With recent advances in the field of remote sensing, the use of AI has increased significantly among the geospatial community. Extracting meaningful information from an enormous amount of data, now being collected every day, is crucial and requires a workflow that is both efficient and accurate.

There are several articles and case studies in which deep learning (DL) methods are used for aerial Lidar classification and object detection; however, utilizing a DL method for industry-level and large-scale applications is a demanding task and incorporating it into the production workflow is a challenge.

Extracting information through the integration of Lidar and ortho is usually done using automatic methods that involve either colourizing Lidar points using images or concatenating RGB-NIR channels with extracted feature layers from Lidar, such as the digital terrain model (DTM) or the digital surface model (DSM). As a result of these fusions, either the 3D geometrical information of point clouds degrades when transformed into a 2D raster file, or the quality of point cloud colourization deteriorates due to reasons such as shadows, obstacles, edges, and so on.

Nevertheless, integrating Lidar and imageries provides an opportunity to improve the AI results for many applications.

Figure 1: Nanaimo Lidar dataset used for training the deep learning model.

Automatic 3D City Modelling vs Deep Learning Models

In automatic methods of 3D modelling that use a programmatic approach to extract the features and digitize the outlines manually, large-scale Lidar datasets must go through a multi-step routine to be classified. 

An automatic classification routine would usually include classifying ground points, separating points above ground into classes, and grouping and classifying buildings based on their planar features and other attributes, such as echo.

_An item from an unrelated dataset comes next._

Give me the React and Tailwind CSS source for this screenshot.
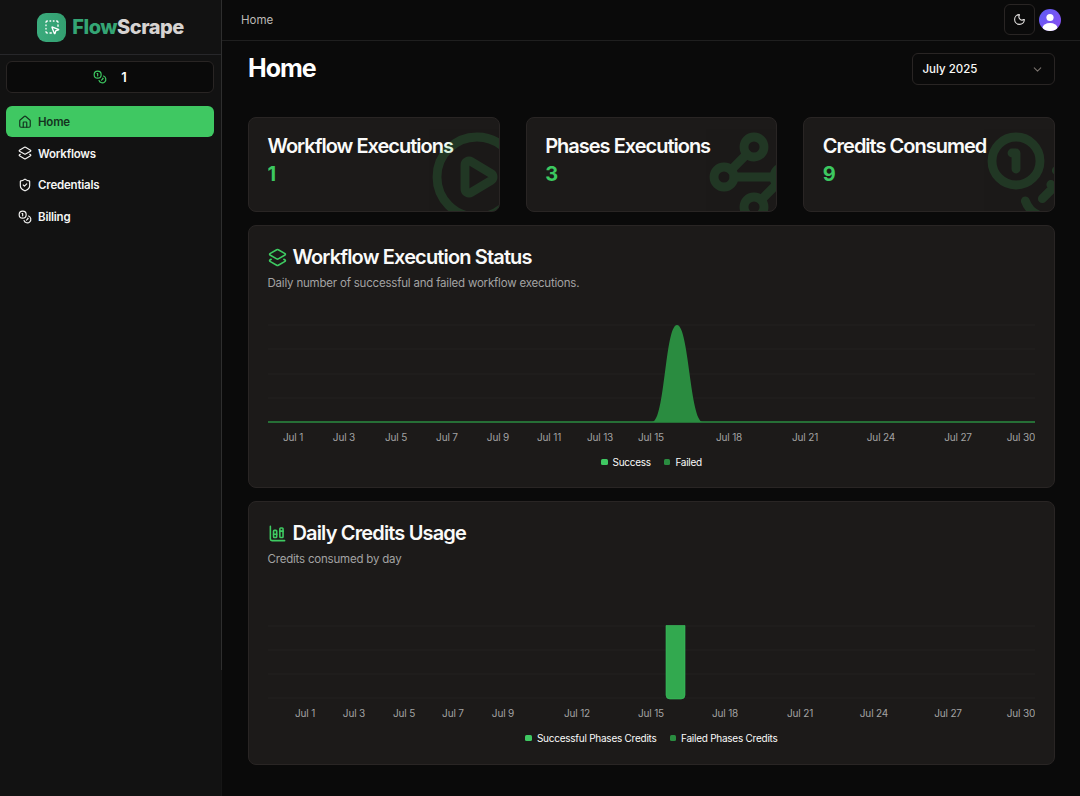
import React from "react";
import {
  ChartColumnStacked,
  ChevronDown,
  CirclePlay,
  Coins,
  House,
  Layers2,
  Moon,
  ShieldCheck,
  SquareDashedMousePointer,
  Waypoints,
} from "lucide-react";

const navItems = [
  { label: "Home", icon: House, active: true },
  { label: "Workflows", icon: Layers2 },
  { label: "Credentials", icon: ShieldCheck },
  { label: "Billing", icon: Coins },
];

const stats = [
  { title: "Workflow Executions", value: 1, icon: CirclePlay },
  { title: "Phases Executions", value: 3, icon: Waypoints },
  { title: "Credits Consumed", value: 9, icon: Coins },
];

const statusTicks = [
  ["Jul 1", 25],
  ["Jul 3", 76],
  ["Jul 5", 128],
  ["Jul 7", 179],
  ["Jul 9", 230],
  ["Jul 11", 281],
  ["Jul 13", 332],
  ["Jul 15", 383],
  ["Jul 18", 461],
  ["Jul 21", 537],
  ["Jul 24", 613],
  ["Jul 27", 690],
  ["Jul 30", 753],
];

const creditTicks = [
  ["Jul 1", 37],
  ["Jul 3", 86],
  ["Jul 5", 136],
  ["Jul 7", 185],
  ["Jul 9", 235],
  ["Jul 12", 309],
  ["Jul 15", 383],
  ["Jul 18", 457],
  ["Jul 21", 532],
  ["Jul 24", 606],
  ["Jul 27", 680],
  ["Jul 30", 753],
];

const Sidebar = () => (
  <aside className="relative w-[222px] shrink-0 border-r border-[#161616] bg-[#121212]">
    <div className="flex h-[55px] items-center justify-center gap-[6px] border-b border-[#27272a]">
      <div className="flex size-[29px] items-center justify-center rounded-[9px] bg-gradient-to-r from-[#3bab7d] to-[#339f70]">
        <SquareDashedMousePointer size={16} className="text-white" strokeWidth={2} />
      </div>
      <div className="text-[20px] font-extrabold tracking-[-0.5px]">
        <span className="text-[#34a574]">Flow</span>
        <span className="text-[#d6d3d1]">Scrape</span>
      </div>
    </div>
    <div className="py-1.5 pr-[7px] pl-1.5">
      <div className="flex h-[32px] items-center justify-center gap-[14px] rounded-md border border-[#292524] bg-[#0a0a0a]">
        <Coins size={14} className="text-[#3ecb62]" />
        <span className="pt-0.5 text-[13px] font-semibold text-white">1</span>
      </div>
    </div>
    <nav className="mt-[7px] flex flex-col gap-[0.7px] pr-[7px] pl-1.5">
      {navItems.map(({ label, icon: Icon, active }) => (
        <div
          key={label}
          className={`flex h-[31px] items-center gap-[6px] rounded-md px-3 text-[11.5px] font-semibold tracking-[-0.2px] ${
            active ? "bg-[#3fc862] text-[#14331f]" : "text-[#f5f5f4]"
          }`}
        >
          <Icon size={14} />
          <span className="pt-0.5">{label}</span>
        </div>
      ))}
    </nav>
    {/* scrollbar thumb sitting on the sidebar edge */}
    <div className="absolute top-0 -right-px h-[670px] w-px bg-[#2e2e2e]" />
  </aside>
);

const Avatar = () => (
  <div className="size-[22px] overflow-hidden rounded-full bg-gradient-to-br from-[#5b5bf5] to-[#8b4ff0]">
    <svg viewBox="0 0 22 22" className="size-full">
      <circle cx="11" cy="8.5" r="3.6" fill="#fff" />
      <ellipse cx="11" cy="19" rx="7.5" ry="5" fill="#fff" />
    </svg>
  </div>
);

const Header = () => (
  <header className="flex h-[41px] shrink-0 items-center justify-between border-b border-[#1f1f1f] px-[19px]">
    <span className="pt-0.5 text-[11.5px] text-[#bcb9b6]">Home</span>
    <div className="flex items-center gap-1">
      <button className="mb-px flex size-[31px] items-center justify-center rounded-md border border-[#292524]">
        <Moon size={13} className="text-[#e7e5e4]" />
      </button>
      <Avatar />
    </div>
  </header>
);

const StatCard = ({ title, value, icon: Icon }) => (
  <div className="relative h-[95px] overflow-hidden rounded-lg border border-[#292524] bg-[#1c1a19] px-[18.5px] pt-[13px]">
    <div className="text-[20px] leading-[30px] font-semibold tracking-[-1px] text-[#fafaf9]">{title}</div>
    <div className="text-[20px] leading-[26px] font-bold text-[#3cc860]">{value}</div>
    <Icon size={96} strokeWidth={2.2} className="absolute -right-[26px] -bottom-[14px] text-[#3fc862] opacity-[0.17]" />
  </div>
);

const Legend = ({ items }) => (
  <div className="flex justify-center gap-[13px] text-[10px] leading-4 tracking-[-0.25px] text-[#fafaf9]">
    {items.map(([label, color]) => (
      <div key={label} className="flex items-center gap-[5px]">
        <span className={`size-[6.5px] rounded-[1.5px] ${color}`} />
        {label}
      </div>
    ))}
  </div>
);

const GridLines = ({ ys }) =>
  ys.map((y) => <line key={y} x1="0" x2="767" y1={y} y2={y} stroke="#292524" strokeWidth="1" strokeOpacity="0.6" />);

const Ticks = ({ ticks, y }) =>
  ticks.map(([label, x]) => (
    <text key={label} x={x} y={y} textAnchor="middle" fontSize="10" letterSpacing="-0.15" fill="#a3a3a3">
      {label}
    </text>
  ));

const ChartCard = ({ icon: Icon, title, subtitle, children, className }) => (
  <div className={`rounded-lg border border-[#292524] bg-[#1c1a19] px-[18.5px] ${className}`}>
    <div className="flex items-center gap-[6px]">
      <Icon size={19} className="text-[#3ecb62]" />
      <h2 className="text-[20px] leading-7 font-semibold tracking-[-0.85px] text-[#fafaf9]">{title}</h2>
    </div>
    <p className="mt-1 text-[11.5px] leading-4 tracking-[-0.2px] text-[#a3a3a3]">{subtitle}</p>
    {children}
  </div>
);

const StatusChart = () => (
  <svg viewBox="0 0 767 130" className="mt-[33px] block h-[130px] w-[767px]">
    <GridLines ys={[1, 25, 50, 74]} />
    <path d="M384 98 C397 98 397 1 409 1 C421 1 422 98 435 98 Z" fill="#2a8c40" />
    <line x1="0" x2="767" y1="98" y2="98" stroke="#2a8c40" strokeWidth="1.5" />
    <Ticks ticks={statusTicks} y={117} />
  </svg>
);

const CreditsChart = () => (
  <svg viewBox="0 0 767 105" className="mt-[58px] block h-[105px] w-[767px]">
    <GridLines ys={[1, 25, 49, 73]} />
    <path
      d="M398 0.5 H417 V70 A4 4 0 0 1 413 74 H402 A4 4 0 0 1 398 70 Z"
      fill="#32a94f"
      stroke="#3ac25d"
      strokeOpacity="0.6"
    />
    <Ticks ticks={creditTicks} y={92} />
  </svg>
);

const App = () => {
  return (
    <div className="flex h-screen w-full overflow-hidden bg-[#0a0a0a] font-['Inter',sans-serif]">
      <Sidebar />
      <div className="flex min-w-0 flex-1 flex-col">
        <Header />
        <main className="flex-1 pr-[25px] pl-[26px]">
          <div className="flex items-start justify-between pt-3">
            <h1 className="text-[25px] leading-[30px] font-bold tracking-[-1px] text-white">Home</h1>
            <div className="flex h-[32px] w-[143px] items-center justify-between rounded-md border border-[#292524] pr-[10px] pl-[9.5px] text-[11.5px] font-medium text-[#fafaf9]">
              <span className="pt-0.5">July 2025</span>
              <ChevronDown size={13} className="text-[#78716c]" />
            </div>
          </div>
          <div className="mt-8 grid grid-cols-3 gap-[26px]">
            {stats.map((stat) => (
              <StatCard key={stat.title} {...stat} />
            ))}
          </div>
          <ChartCard
            className="mt-[13px] h-[263px] pt-[17px]"
            icon={Layers2}
            title="Workflow Execution Status"
            subtitle="Daily number of successful and failed workflow executions."
          >
            <StatusChart />
            <Legend
              items={[
                ["Success", "bg-[#3fc862]"],
                ["Failed", "bg-[#2a8c40]"],
              ]}
            />
          </ChartCard>
          <ChartCard
            className="mt-[13px] h-[264px] pt-[17px]"
            icon={ChartColumnStacked}
            title="Daily Credits Usage"
            subtitle="Credits consumed by day"
          >
            <CreditsChart />
            <Legend
              items={[
                ["Successful Phases Credits", "bg-[#3fc862]"],
                ["Failed Phases Credits", "bg-[#2a8c40]"],
              ]}
            />
          </ChartCard>
        </main>
      </div>
    </div>
  );
};

export default App;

However, various components of the buildings may not be properly classified, such as edges, hips, chimney flashing and walls, depending on the texture complexity and Lidar point density. Adjacent objects to buildings such as trees might also be misclassified. This is why manually editing Lidar points is usually required to achieve high-quality data. As a result, the process of automatic Lidar data classification becomes ‘semi-automatic’ and labour-intensive.

Deep learning methods, on the other hand, can perform classification and object detection tasks much faster once trained. One of the main requirements of DL methods and their use in real-world scenarios is the necessity of high-quality training data and the ability to easily differentiate the existing classes in the data from each other. For example, traditional methods tend to eliminate the noisiness of the data by limiting ground points in small triangles. This would leave points with similar characteristics in two different classes, which would cause the DL model to not converge.

Figure 2: (a) Vancouver Lidar dataset, (b) the predictions of the deep learning model before fine-tuning and (c) after fine-tuning.

Training Model and Data Preparation

To train and test a DL method, we used 186km2 of aerial Lidar from Nanaimo, BC, Canada, with approximately 30,000 roof segments that were automatically classified using TerraSolid and manually digitized by human editors.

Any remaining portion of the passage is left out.